Homework: Friday 30th October.Choose one and post it to the blog together with the Spanish/Catalan translation. The only thing to bear in mind is that you can not repeat a word that has already been chosen by a classmate. 
Well, this post is not only to show you some differences between American and British English. It is to teach you more about colours and about Google art project, an application developed by Google that is really fun. Using Google earth streetview technology, you can now visit the most important museums in the world and watch some of their most valuable artworks.
As you are doing Art in English with Nuria, I thought you would need some extra work to be able to talk about colours and not feel short of words.  Also, Google art project gives us the chance to visit museums, watch famous artpieces and learn more about the artists and their lives.
To begin with, I have chosen a very famous painting, by an extraordinary artist, The bedroom, by Van Gogh.
  1. How much do you know about Van Gogh?

  1. When was this artwork painted?
  2. What is the technique?
  3. How big is the painting?
  4. Where is this painting exhibited?
  5. When was it painted?
Homework: Friday 30th October.  Answer the questions in the blog. Do not repeat the answer if a classmate did it before. Just copy the results in your notebook. 
You do not need to look for answers to the first question. We shall read a comic about Van Gogh’s life later this year and you will find out more. What I would like now, is that you investigate a bit this Google application. It gives you lots of options: to zoom in and out, a description of the painting…
Also in the menu that displays on the right, you can listen to some audio files or see a short video that gives you interesting information about the circumstances the artist painted this canvas.  Click here
If you listen to the video that appears on the right hand side, you will discover that the colours you see in the painting, were not the original ones.
7. Why?
8. What can make colours change?
9. What happens when you leave something in the sun?
10. What is the meaning of fade?
11. Did you understand some of the colours the expert mentions? peachy, pinkish?
12. What kind of sample do they take?
13. How big is the sample?
Van Gogh, wrote a letter to his brother Theo. He explained to him what the original colours of the painting were like.
Read part of its letter and make a list with the colours he mentions.

My dear Theo —

At last I’m sending you a little croquis to give you at least an idea of the direction the work is taking. Because today I’ve gone back to it. My eyes are still tired, but anyway I had a new idea in mind, and here’s the croquis of it. No. 30 canvas once again. This time it’s simply my bedroom, but the colour has to do the job here, and through its being simplified by giving a grander style to things, to be suggestive here of rest or of sleep in general. In short, looking at the painting should rest the mind, or rather, the imagination.

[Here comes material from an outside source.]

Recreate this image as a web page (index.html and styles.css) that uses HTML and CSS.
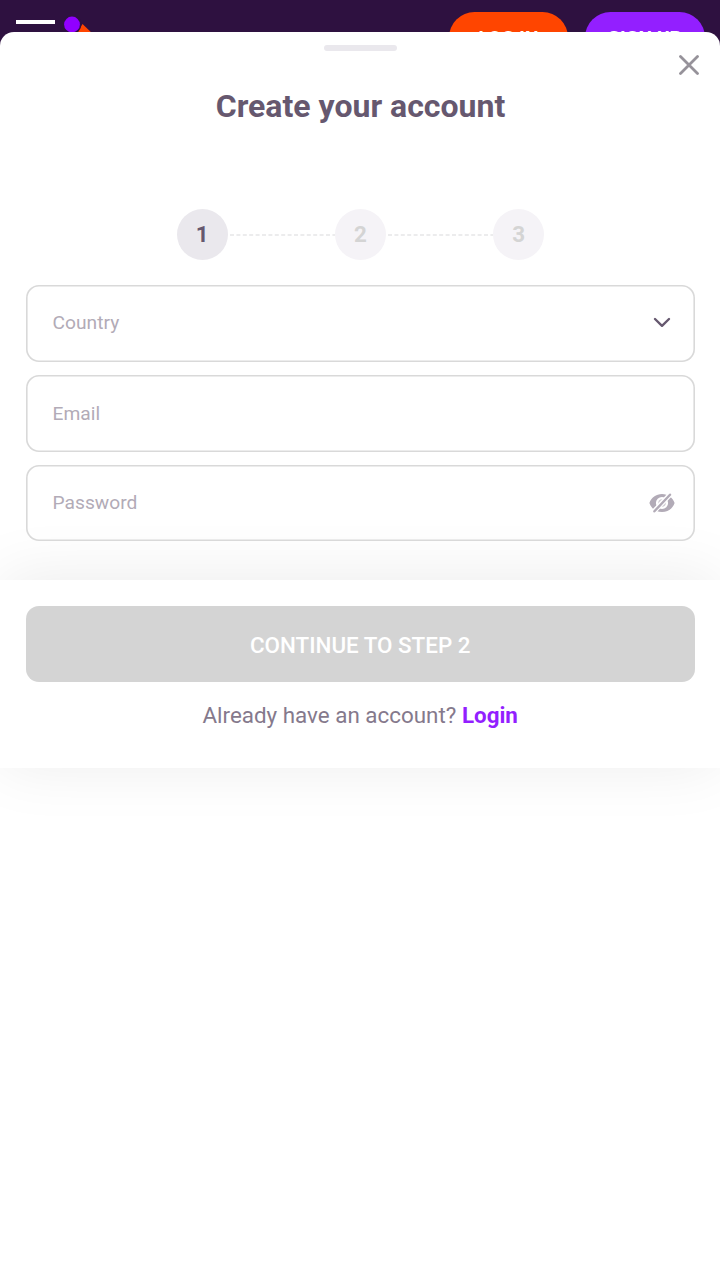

The walls are of a pale violet. The floor — is of red tiles.

The bedstead and the chairs are fresh butter yellow.

The sheet and the pillows very bright lemon green.

The bedspread scarlet red.

The window green.

The dressing table orange, the basin blue.

The doors lilac.

And that’s all — nothing in this bedroom, with its shutters closed.

The solidity of the furniture should also now express unshakeable repose.

Portraits on the wall, and a mirror and a hand-towel and some clothes.

The frame — as there’s no white in the painting — will be white.

This to take my revenge for the enforced rest that I was obliged to take.

Homework: Monday 2nd October.  Now is your turn to produce a little piece of writing. Use your bedroom, or a pic of a room you like  or maybe a painting you find searching museums on line and describe it. The most important will be to be as precise as you can describing colours. Write about 40 or 50 words.


In Google art project you can find things like this letter . Those of you who take French can also read it in French, the language in which it was originally written.